Profitant d’une forte hausse des recettes provenant de ses exportations des hydrocarbures, le pouvoir algérien n’a pas su faire les bons choix, loin s’en faut. Au lieu d’orienter cette bouée d’oxygène vers le développement du pays, l’amélioration des infrastructures, la réponse aux aspirations d’une jeunesse gagnée par le désespoir et le doute, le régime algérien a préféré orienter cette manne vers l’acquisition des armes. Une absurdité et un signe évident de l’attitude belliciste de ce régime qui va allouer en 2023 plus de 22,7 milliards de dollars à la défense, un budget qui a plus que doublé par rapport à 2022.
Cette volonté irraisonné de jouer dans "la cour des grands" s’est encore exprimée le 7 novembre dernier, à travers la demande officielle de l’Algérie de rejoindre l'organisation supranationale des pays émergents dite "BRICS", qui regroupe jusqu'ici cinq pays: le Brésil, la Russie, l'Inde, la Chine et l'Afrique du Sud. Une demande qui a été qualifiée d’aberration, d’absurde pour un pays qui ne produit pas une aiguille !
En dépit de l’importance de la dotation naturelle dont le pays est pourvu, les Algériens, notamment les catégories moyennes et vulnérables souffrent toujours d’un mal vivre, de privations de toutes sortes.
Un régime qui est en train de verrouiller toute expression libre et toute voix discordante à travers une répression systématique, le harcèlement des journalistes et des défenseurs des droits humains, des détentions arbitraires et au recours à des lois qualifiées de scélérates.
Face à une réalité complexe, des problèmes d’une grande complexité et des aspirations déçues des Algériens, rien ne semble encore arrêter le régime militaro-rentier dans sa fuite en avant, dans sa démarche démagogique à répondre aux aspirations légitimes d’une importante frange de la population.
Une vie politique toxique, une répression tous azimuts, un pays pillé et une gouvernance chancelante sont les ingrédients qui caractérisent le mieux la situation dans ce pays.
Pour les défenseurs des Droits humains, face à l’arbitraire et à la répression qui, ils n’ont qu’à faire le choix entre le pire et le plus pire : l'exil ou la prison.
Il n’est pas sans raison qu’aujourd’hui, l’Algérie est un pays pointé du doigt, un bien mauvais exemple, s’agissant de harcèlement de journalistes, de défenseurs des droits de l’Homme, et également d’emprisonnement arbitraires, de fermeture de journaux, de chaînes de télévision.
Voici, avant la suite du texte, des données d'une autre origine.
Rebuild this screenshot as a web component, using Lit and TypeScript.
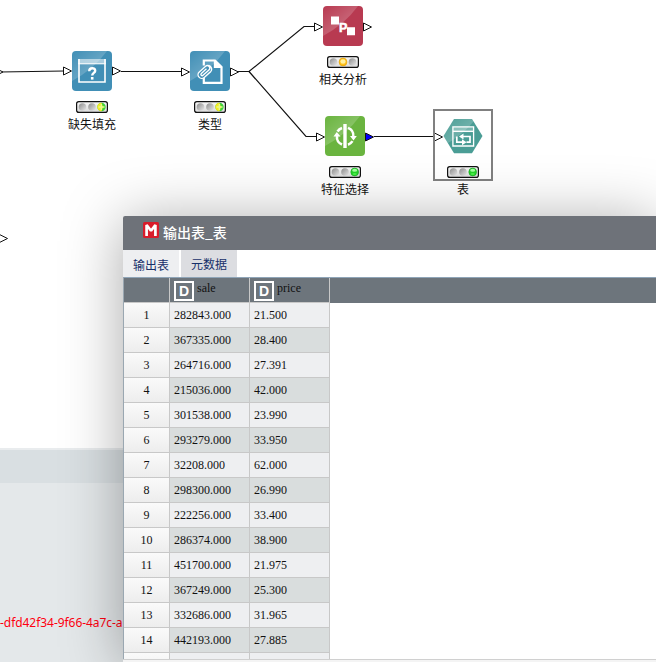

Le Conseil des droits de l'Homme des Nations unies a donné le 11 novembre 2022 un jugement sans appel sur la situation du respect des droits humains exigeant d’Alger de cesser de "harceler journalistes et défenseurs des droits".
Le pouvoir algérien a trouvé en 2021 la bonne astuce pour faire taire ses opposants. Il suffit d'invoquer l'article 87 bis du Code pénal, qui assimile juridiquement à du terrorisme ou du sabotage tout appel pour une démocratisation de l'Algérie, pour enfermer les opposants au régime.
Pour les militants des droits de l'Homme, "cet article 87 bis sert à réprimer toute forme d'opposition. Le pouvoir se sert du trauma qu'a été la guerre civile, la décennie noire, dans la société algérienne pour enfermer les opposants".
Sur le plan social, rien ne va plus. Les expédients utilisés par le pouvoir n’ont pas produit l’effet escompté. Face à l’inflation, qui touche en premier lieu les produits alimentaires de grande consommation, toutes les mesures annoncées par le pouvoir sont jugées insuffisantes et inadaptées.
On doute que l’augmentation des revenus annoncée pour 2023 change fondamentalement la donne. En 2014 déjà, le Syndicat national autonome des personnels de l’administration publique avait estimé le salaire minimum susceptible de couvrir les besoins essentiels d’une famille de cinq personnes à plus de 60.000 DA.
Une étude menée par le Syndicat algérien des travailleurs de l’éducation et de la formation soutient qu’en vingt-cinq ans, le pouvoir d’achat des Algériens a baissé de 60 %.
On soutient dès lors que les augmentations de salaires qui ont eu lieu ces dernières années n’ont pas pu améliorer le pouvoir d’achat.
C’est une mauvaise solution pour un vrai problème. Au lieu d’agir sur le dénominateur qui est l’inflation, on cherche des solutions de facilité en augmentant le salaire minimum.
La conjoncture favorable aux exportations d’hydrocarbures, tant par la quantité que par les cours, a donné jusqu’ici une marge de manœuvre au pouvoir pour garder intacts les équilibres économiques et sociaux, fragilisés.
Cet équilibre précaire risque à tout moment d’être perturbé par l’effet d’une conjoncture internationale imprévisible et en perpétuel mouvement.
C’est à ce moment-là que quand le régime perdra toute marge de manœuvre, que sonnera le moment de vérité.